The story begins with Arthur’s house about to be demolished, while the Earth is also about to be demolished for a hyperspace bypass. Ford Prefect saves Arthur and they hitch a ride in a Vogon ship, which angers the Vogons. They are released through an airlock and appear in space, and against extreme odds, they are picked up by none other than Zaphod Beeblebrox. From there, they go to Magrathea, where they start trying to find the answer to life, the universe and everything, and once they do, they start looking for the Ultimate Question. They go to the restaurant at the end of the universe, to stop a murderous civilization, and do a lot more, with nothing but their wits and luck, the latter being the abundant.

It’s a science fiction book, abounding in humor. So many jokes and so much irony that it got me laughing so much. Most of the stories seem so absurd that you can only start laughing when trying to imagine them. The language is so natural and easy to read, that once I started reading the book I couldn’t almost stop doing it.

It’s a must read book, a book that, if you don’t read in this lifetime, you will regret it while taking your last breath.

Some lines from the book that really got me :

There is a theory which states that if ever anyone discovers exactly what the Universe is for and why it is here, it will instantly disappear and be replaced by something even more bizarre and inexplicable. There is another theory which states that this has already happened.

“My doctor says that I have a malformed public-duty gland and a natural deficiency in moral fibre,” Ford muttered to himself, “and that I am therefore excused from saving Universes.”

The ships hung in the sky in much the same way that bricks don’t.

“Space,” it says, “is big. Really big. You just won’t believe how vastly, hugely, mindbogglingly big it is. I mean, you may think it’s a long way down the road to the chemist’s, but that’s just peanuts to space.”

For instance, on the planet Earth, man had always assumed that he was more intelligent than dolphins because he had achieved so much — the wheel, New York, wars and so on — whilst all the dolphins had ever done was muck about in the water having a good time. But conversely, the dolphins had always believed that they were far more intelligent than man — for precisely the same reasons.

The last ever dolphin message was misinterpreted as a surprisingly sophisticated attempt to do a double-backwards-somersault through a hoop whilst whistling the ‘Star Spangled Banner’, but in fact the message was this: So long and thanks for all the fish.

It is known that there are an infinite number of worlds, simply because there is an infinite amount of space for them to be in. However, not every one of them is inhabited. Therefore, there must be a finite number of inhabited worlds.

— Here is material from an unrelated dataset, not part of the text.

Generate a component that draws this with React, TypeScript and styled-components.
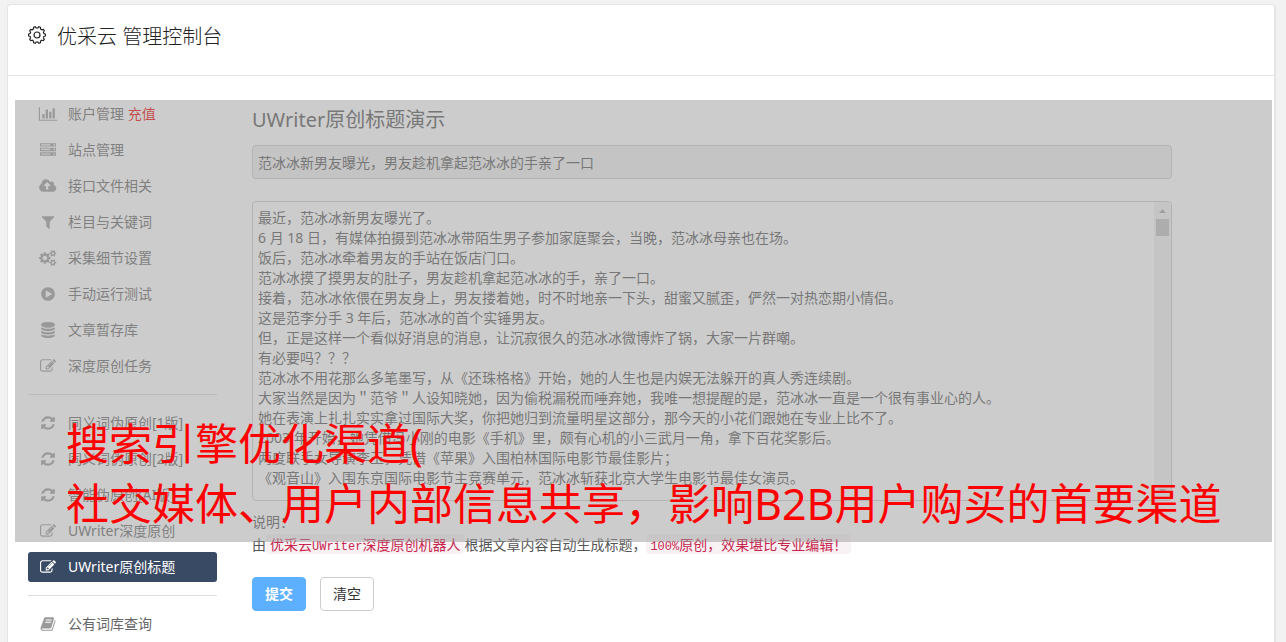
import React from "react";
import styled, { createGlobalStyle } from "styled-components";

const sans = `"Noto Sans", "Noto Sans CJK SC", sans-serif`;

const GlobalStyle = createGlobalStyle`
  *, *::before, *::after { box-sizing: border-box; }
  body {
    margin: 0;
    background: #f2f2f2;
    color: #555;
    font-family: ${sans};
    font-size: 14px;
    line-height: 20px;
    overflow: hidden;
  }
`;

const Page = styled.div`
  padding: 4px 10px 0 7px;
  height: 100vh;
  overflow: hidden;
`;

const Card = styled.div`
  position: relative;
  min-height: 100vh;
  background: #fff;
  border: 1px solid #e5e5e5;
  border-right-width: 2px;
  border-radius: 4px;
`;

const CardHeader = styled.header`
  display: flex;
  align-items: flex-start;
  gap: 11px;
  height: 71px;
  padding: 17px 20px;
  border-bottom: 1px solid #e5e5e5;
`;

const CardTitle = styled.h1`
  margin: 0;
  color: #222;
  font-size: 20px;
  font-weight: 300;
  line-height: 30px;
`;

const CardBody = styled.div`
  display: flex;
  align-items: flex-start;
  gap: 35px;
  padding: 23px 0 0 20px;
`;

const Sidebar = styled.nav`
  display: flex;
  flex: none;
  flex-direction: column;
  gap: 6px;
  width: 189px;
`;

const NavLink = styled.a<{ $active?: boolean }>`
  display: flex;
  align-items: center;
  gap: 10px;
  height: 30px;
  padding: 0 10px;
  border-radius: 3px;
  background: ${(p) => (p.$active ? "#394a64" : "transparent")};
  color: ${(p) => (p.$active ? "#fff" : "#666")};
  text-decoration: none;
  white-space: nowrap;

  svg {
    flex: none;
    width: 20px;
    height: 16px;
    fill: ${(p) => (p.$active ? "#fff" : "#999")};
  }
`;

const Recharge = styled.span`
  color: #f00000;
`;

const Divider = styled.hr`
  width: 100%;
  margin: 7px 0;
  border: 0;
  border-top: 1px solid #ddd;
`;

const Main = styled.main`
  flex: 1;
  min-width: 0;
`;

const Form = styled.form`
  width: 90%;
`;

const SectionTitle = styled.h2`
  margin: 0 0 10px;
  padding-top: 6px;
  font-size: 20px;
  font-weight: 400;
  line-height: 30px;
`;

const TitleInput = styled.input`
  display: block;
  width: 100%;
  height: 34px;
  margin-bottom: 22px;
  padding: 6px 5px;
  border: 1px solid #ccc;
  border-radius: 4px;
  background: #eee;
  color: #555;
  font: inherit;
`;

const ArticleBox = styled.div`
  display: flex;
  height: 300px;
  border: 1px solid #ccc;
  border-radius: 4px;
  overflow: hidden;
`;

const ArticleInput = styled.textarea`
  flex: 1;
  min-width: 0;
  padding: 6px 5px;
  border: 0;
  background: transparent;
  color: #555;
  font: inherit;
  resize: none;
  overflow: hidden;
`;

const ScrollTrack = styled.div`
  display: flex;
  flex-direction: column;
  align-items: center;
  width: 17px;
  padding: 7px 0;
  background: #f1f1f1;
`;

const ScrollArrow = styled.svg`
  width: 7px;
  height: 4px;
  fill: #a3a3a3;
`;

const ScrollThumb = styled.div`
  width: 13px;
  height: 17px;
  margin: 6px 0 auto;
  background: #c1c1c1;
`;

const Note = styled.p`
  margin: 9px 0 21px;
  line-height: 23px;
  white-space: nowrap;
`;

const Code = styled.code`
  padding: 0 4px;
  border-radius: 4px;
  background: #f9f2f4;
  color: #c7254e;
  font-family: "Noto Sans CJK SC", sans-serif;
  font-size: 14px;
  line-height: 16px;
`;

const Latin = styled.span`
  font-family: "Liberation Mono", monospace;
  font-size: 12px;
`;

const Actions = styled.div`
  display: flex;
  gap: 14px;
`;

const Button = styled.button<{ $primary?: boolean }>`
  width: 54px;
  height: 34px;
  padding: 0;
  border: 1px solid ${(p) => (p.$primary ? "#5cb0ff" : "#ccc")};
  border-radius: 4px;
  background: ${(p) => (p.$primary ? "#5cb0ff" : "#fff")};
  color: ${(p) => (p.$primary ? "#fff" : "#333")};
  font: inherit;
  font-weight: ${(p) => (p.$primary ? 700 : 400)};
`;

const Banner = styled.div`
  position: absolute;
  top: 95px;
  left: 7px;
  right: 2px;
  display: flex;
  align-items: flex-end;
  height: 442px;
  padding: 0 0 8px 51px;
  background: rgba(153, 153, 153, 0.5);
  color: #f00;
  font-size: 43px;
  line-height: 60px;
  white-space: nowrap;
  pointer-events: none;
`;

const icons = {
  chart: { w: 2048, d: "M640 896v512h-256v-512h256zm384-512v1024h-256v-1024h256zm1024 1152v128h-2048v-1536h128v1408h1920zm-640-896v768h-256v-768h256zm384-384v1152h-256v-1152h256z" },
  server: { w: 1792, d: "M128 1408h1024v-128h-1024v128zm0-512h1024v-128h-1024v128zm1568 448q0-40-28-68t-68-28-68 28-28 68 28 68 68 28 68-28 28-68zm-1568-960h1024v-128h-1024v128zm1568 448q0-40-28-68t-68-28-68 28-28 68 28 68 68 28 68-28 28-68zm0-512q0-40-28-68t-68-28-68 28-28 68 28 68 68 28 68-28 28-68zm96 832v384h-1792v-384h1792zm0-512v384h-1792v-384h1792zm0-512v384h-1792v-384h1792z" },
  cloud: { w: 1856, d: "M1216 864q0-14-9-23l-352-352q-9-9-23-9t-23 9l-351 351q-10 12-10 24 0 14 9 23t23 9h224v352q0 13 9.5 22.5t22.5 9.5h192q13 0 22.5-9.5t9.5-22.5v-352h224q13 0 22.5-9.5t9.5-22.5zm640 288q0 159-112.5 271.5t-271.5 112.5h-1088q-185 0-316.5-131.5t-131.5-316.5q0-130 70-240t188-165q-2-30-2-43 0-212 150-362t362-150q156 0 285.5 87t188.5 231q71-62 166-62 106 0 181 75t75 181q0 76-41 138 130 31 213.5 135.5t83.5 238.5z" },
  filter: { w: 1792, d: "M1595 295q17 41-14 70l-493 493v742q0 42-39 59-13 5-25 5-27 0-45-19l-256-256q-19-19-19-45v-486l-493-493q-31-29-14-70 17-39 59-39h1280q42 0 59 39z" },
  cogs: { w: 1856, d: "M832 896q0-106-75-181t-181-75-181 75-75 181 75 181 181 75 181-75 75-181zm768 512q0-52-38-90t-90-38-90 38-38 90q0 53 37.5 90.5t90.5 37.5 90.5-37.5 37.5-90.5zm0-1024q0-52-38-90t-90-38-90 38-38 90q0 53 37.5 90.5t90.5 37.5 90.5-37.5 37.5-90.5zm-384 421v185q0 10-7 19.5t-16 10.5l-155 24q-11 35-32 76 34 48 90 115 7 11 7 20 0 12-7 19-23 30-82.5 89.5t-78.5 59.5q-11 0-21-7l-115-90q-37 19-77 31-11 108-23 155-7 24-30 24h-186q-11 0-20-7.5t-10-17.5l-23-153q-34-10-75-31l-118 89q-7 7-20 7-11 0-21-8-144-133-144-160 0-9 7-19 10-14 41-53t47-61q-23-44-35-82l-152-24q-10-1-17-9.5t-7-19.5v-185q0-10 7-19.5t16-10.5l155-24q11-35 32-76-34-48-90-115-7-11-7-20 0-12 7-20 22-30 82-89t79-59q11 0 21 7l115 90q34-18 77-32 11-108 23-154 7-24 30-24h186q11 0 20 7.5t10 17.5l23 153q34 10 75 31l118-89q8-7 20-7 11 0 21 8 144 133 144 160 0 8-7 19-12 16-42 54t-45 60q23 48 34 82l152 23q10 2 17 10.5t7 19.5zm640 533v140q0 16-149 31-12 27-30 52 51 113 51 138 0 4-4 7-122 71-124 71-8 0-46-47t-52-68q-20 2-30 2t-30-2q-14 21-52 68t-46 47q-2 0-124-71-4-3-4-7 0-25 51-138-18-25-30-52-149-15-149-31v-140q0-16 149-31 13-29 30-52-51-113-51-138 0-4 4-7 4-2 35-20t59-34 30-16q8 0 46 46.5t52 67.5q20-2 30-2t30 2q51-71 92-112l6-2q4 0 124 70 4 3 4 7 0 25-51 138 17 23 30 52 149 15 149 31zm0-1024v140q0 16-149 31-12 27-30 52 51 113 51 138 0 4-4 7-122 71-124 71-8 0-46-47t-52-68q-20 2-30 2t-30-2q-14 21-52 68t-46 47q-2 0-124-71-4-3-4-7 0-25 51-138-18-25-30-52-149-15-149-31v-140q0-16 149-31 13-29 30-52-51-113-51-138 0-4 4-7 4-2 35-20t59-34 30-16q8 0 46 46.5t52 67.5q20-2 30-2t30 2q51-71 92-112l6-2q4 0 124 70 4 3 4 7 0 25-51 138 17 23 30 52 149 15 149 31z" },
  play: { w: 1792, d: "M896 128q209 0 385.5 103t279.5 279.5 103 385.5-103 385.5-279.5 279.5-385.5 103-385.5-103-279.5-279.5-103-385.5 103-385.5 279.5-279.5 385.5-103zm384 823q32-18 32-55t-32-55l-544-320q-31-19-64-1-32 19-32 56v640q0 37 32 56 16 8 32 8 17 0 32-9z" },
  database: { w: 1792, d: "M896 768q237 0 443-43t325-127v170q0 69-103 128t-280 93.5-385 34.5-385-34.5-280-93.5-103-128v-170q119 84 325 127t443 43zm0 768q237 0 443-43t325-127v170q0 69-103 128t-280 93.5-385 34.5-385-34.5-280-93.5-103-128v-170q119 84 325 127t443 43zm0-384q237 0 443-43t325-127v170q0 69-103 128t-280 93.5-385 34.5-385-34.5-280-93.5-103-128v-170q119 84 325 127t443 43zm0-1152q208 0 385 34.5t280 93.5 103 128v128q0 69-103 128t-280 93.5-385 34.5-385-34.5-280-93.5-103-128v-128q0-69 103-128t280-93.5 385-34.5z" },
  edit: { w: 1792, d: "M888 1184l116-116-152-152-116 116v56h96v96h56zm440-720q-16-16-33 1l-350 350q-17 17-1 33t33-1l350-350q17-17 1-33zm80 594v190q0 119-84.5 203.5t-203.5 84.5h-832q-119 0-203.5-84.5t-84.5-203.5v-832q0-119 84.5-203.5t203.5-84.5h832q63 0 117 25 15 7 18 23 3 17-9 29l-49 49q-14 14-32 8-23-6-45-6h-832q-66 0-113 47t-47 113v832q0 66 47 113t113 47h832q66 0 113-47t47-113v-126q0-13 9-22l64-64q15-15 35-7t20 29zm-96-738l288 288-672 672h-288v-288zm444 132l-92 92-288-288 92-92q28-28 68-28t68 28l152 152q28 28 28 68t-28 68z" },
  refresh: { w: 1792, d: "M1639 1056q0 5-1 7-64 268-268 434.5t-478 166.5q-146 0-282.5-55t-243.5-157l-129 129q-19 19-45 19t-45-19-19-45v-448q0-26 19-45t45-19h448q26 0 45 19t19 45-19 45l-137 137q71 66 161 102t187 36q134 0 250-65t186-179q11-17 53-117 8-23 30-23h192q13 0 22.5 9.5t9.5 22.5zm25-800v448q0 26-19 45t-45 19h-448q-26 0-45-19t-19-45 19-45l138-138q-148-137-349-137-134 0-250 65t-186 179q-11 17-53 117-8 23-30 23h-199q-13 0-22.5-9.5t-9.5-22.5v-7q65-268 270-434.5t480-166.5q146 0 284 55.5t245 156.5l130-129q19-19 45-19t45 19 19 45z" },
  book: { w: 1792, d: "M1703 478q40 57 18 129l-275 906q-19 64-76.5 107.5t-122.5 43.5h-923q-77 0-148.5-53.5t-99.5-131.5q-24-67-2-127 0-4 3-27t4-37q1-8-3-21.5t-3-19.5q2-11 8-21t16.5-23.5 16.5-23.5q23-38 45-91.5t30-91.5q3-10 .5-30t-.5-28q3-11 17-28t17-23q21-36 42-92t25-90q1-9-2.5-32t.5-28q4-13 22-30.5t22-22.5q19-26 42.5-84.5t27.5-96.5q1-8-3-25.5t-2-26.5q2-8 9-18t18-23 17-21q8-12 16.5-30.5t15-35 16-36 19.5-32 26.5-23.5 36-11.5 47.5 5.5l-1 3q38-9 51-9h761q74 0 114 56t18 130l-274 906q-36 119-71.5 153.5t-128.5 34.5h-869q-27 0-38 15-11 16-1 43 24 70 144 70h923q29 0 56-15.5t35-41.5l300-987q7-22 5-57 38 15 59 43zm-1064 2q-4 13 2 22.5t20 9.5h608q13 0 25.5-9.5t16.5-22.5l21-64q4-13-2-22.5t-20-9.5h-608q-13 0-25.5 9.5t-16.5 22.5zm-83 256q-4 13 2 22.5t20 9.5h608q13 0 25.5-9.5t16.5-22.5l21-64q4-13-2-22.5t-20-9.5h-608q-13 0-25.5 9.5t-16.5 22.5z" },
};

type IconName = keyof typeof icons;

const Icon = ({ name }: { name: IconName }) => (
  <svg viewBox={`0 0 ${icons[name].w} 1792`} aria-hidden="true">
    <path d={icons[name].d} />
  </svg>
);

/* Ten blunt teeth around a ring. */
const gearOutline = (() => {
  const points: string[] = [];
  for (let i = 0; i < 120; i++) {
    const a = (i / 120) * Math.PI * 2;
    const wave = Math.max(-1, Math.min(1, 2 * Math.cos(10 * a)));
    const r = 7.7 + 0.7 * wave;
    points.push(`${(9 + r * Math.cos(a)).toFixed(2)} ${(9 + r * Math.sin(a)).toFixed(2)}`);
  }
  return `M${points.join("L")}Z`;
})();

const Gear = styled.svg`
  flex: none;
  width: 18px;
  height: 18px;
  margin-top: 4px;
  fill: none;
  stroke: #222;
  stroke-width: 1.2;
`;

const groups: { icon: IconName; label: string; extra?: string; active?: boolean }[][] = [
  [
    { icon: "chart", label: "账户管理", extra: "充值" },
    { icon: "server", label: "站点管理" },
    { icon: "cloud", label: "接口文件相关" },
    { icon: "filter", label: "栏目与关键词" },
    { icon: "cogs", label: "采集细节设置" },
    { icon: "play", label: "手动运行测试" },
    { icon: "database", label: "文章暂存库" },
    { icon: "edit", label: "深度原创任务" },
  ],
  [
    { icon: "refresh", label: "同义词伪原创[1版]" },
    { icon: "refresh", label: "同义词伪原创[2版]" },
    { icon: "refresh", label: "智能伪原创[AI版]" },
    { icon: "edit", label: "UWriter深度原创" },
    { icon: "edit", label: "UWriter原创标题", active: true },
  ],
  [{ icon: "book", label: "公有词库查询" }],
];

const article = `最近，范冰冰新男友曝光了。
6 月 18 日，有媒体拍摄到范冰冰带陌生男子参加家庭聚会，当晚，范冰冰母亲也在场。
饭后，范冰冰牵着男友的手站在饭店门口。
范冰冰摸了摸男友的肚子，男友趁机拿起范冰冰的手，亲了一口。
接着，范冰冰依偎在男友身上，男友搂着她，时不时地亲一下头，甜蜜又腻歪，俨然一对热恋期小情侣。
这是范李分手 3 年后，范冰冰的首个实锤男友。
但，正是这样一个看似好消息的消息，让沉寂很久的范冰冰微博炸了锅，大家一片群嘲。
有必要吗？？？
范冰冰不用花那么多笔墨写，从《还珠格格》开始，她的人生也是内娱无法躲开的真人秀连续剧。
大家当然是因为＂范爷＂人设知晓她，因为偷税漏税而唾弃她，我唯一想提醒的是，范冰冰一直是一个很有事业心的人。
她在表演上扎扎实实拿过国际大奖，你把她归到流量明星这部分，那今天的小花们跟她在专业上比不了。
2003 年开始，她凭借冯小刚的电影《手机》里，颇有心机的小三武月一角，拿下百花奖影后。
两度联手女导演李玉，凭借《苹果》入围柏林国际电影节最佳影片；
《观音山》入围东京国际电影节主竞赛单元，范冰冰斩获北京大学生电影节最佳女演员。`;

export default function App() {
  return (
    <Page>
      <GlobalStyle />
      <Card>
        <CardHeader>
          <Gear viewBox="0 0 18 18" aria-hidden="true">
            <path d={gearOutline} />
            <circle cx="9" cy="9" r="3" />
          </Gear>
          <CardTitle>优采云 管理控制台</CardTitle>
        </CardHeader>
        <CardBody>
          <Sidebar>
            {groups.map((group, g) => (
              <React.Fragment key={g}>
                {g > 0 && <Divider />}
                {group.map((item) => (
                  <NavLink key={item.label} href="#" $active={item.active}>
                    <Icon name={item.icon} />
                    <span>
                      {item.label}
                      {item.extra && <Recharge> {item.extra}</Recharge>}
                    </span>
                  </NavLink>
                ))}
              </React.Fragment>
            ))}
          </Sidebar>
          <Main>
            <Form onSubmit={(e) => e.preventDefault()}>
              <SectionTitle>UWriter原创标题演示</SectionTitle>
              <TitleInput
                aria-label="标题"
                readOnly
                defaultValue="范冰冰新男友曝光，男友趁机拿起范冰冰的手亲了一口"
              />
              <ArticleBox>
                <ArticleInput aria-label="文章内容" defaultValue={article} />
                <ScrollTrack aria-hidden="true">
                  <ScrollArrow viewBox="0 0 7 4"><path d="M0 4L3.5 0L7 4Z" /></ScrollArrow>
                  <ScrollThumb />
                  <ScrollArrow viewBox="0 0 7 4"><path d="M0 0L3.5 4L7 0Z" /></ScrollArrow>
                </ScrollTrack>
              </ArticleBox>
              <Note>
                说明：
                <br />由<Code>优采云<Latin>UWriter</Latin>深度原创机器人</Code>根据文章内容自动生成标题，<Code><Latin>100%</Latin>原创，效果堪比专业编辑！</Code>
              </Note>
              <Actions>
                <Button type="submit" $primary>提交</Button>
                <Button type="reset">清空</Button>
              </Actions>
            </Form>
          </Main>
        </CardBody>
        <Banner>
          <span>
            搜索引擎优化渠道(
            <br />
            社交媒体、用户内部信息共享，影响B2B用户购买的首要渠道
          </span>
        </Banner>
      </Card>
    </Page>
  );
}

Any finite number divided by infinity is as near to nothing as makes no odds, so the average population of all the planets in the Universe can be said to be zero. From this it follows that the population of the whole Universe is also zero, and that any people you may meet from time to time are merely the products of a deranged imagination.

“He was staring at the instruments with the air of one who is trying to convert Fahrenheit to centigrade in his head while his house is burning down.”

It is a mistake to think you can solve any major problems just with potatoes.

“Nothing travels faster than the speed of light with the possible exception of bad news, which obeys its own special laws.”

All you really need to know for the moment is that the universe is a lot more complicated than you might think, even if you start from a position of thinking it’s pretty damn complicated in the first place.

In the beginning the Universe was created. This has made a lot of people very angry and been widely regarded as a bad move.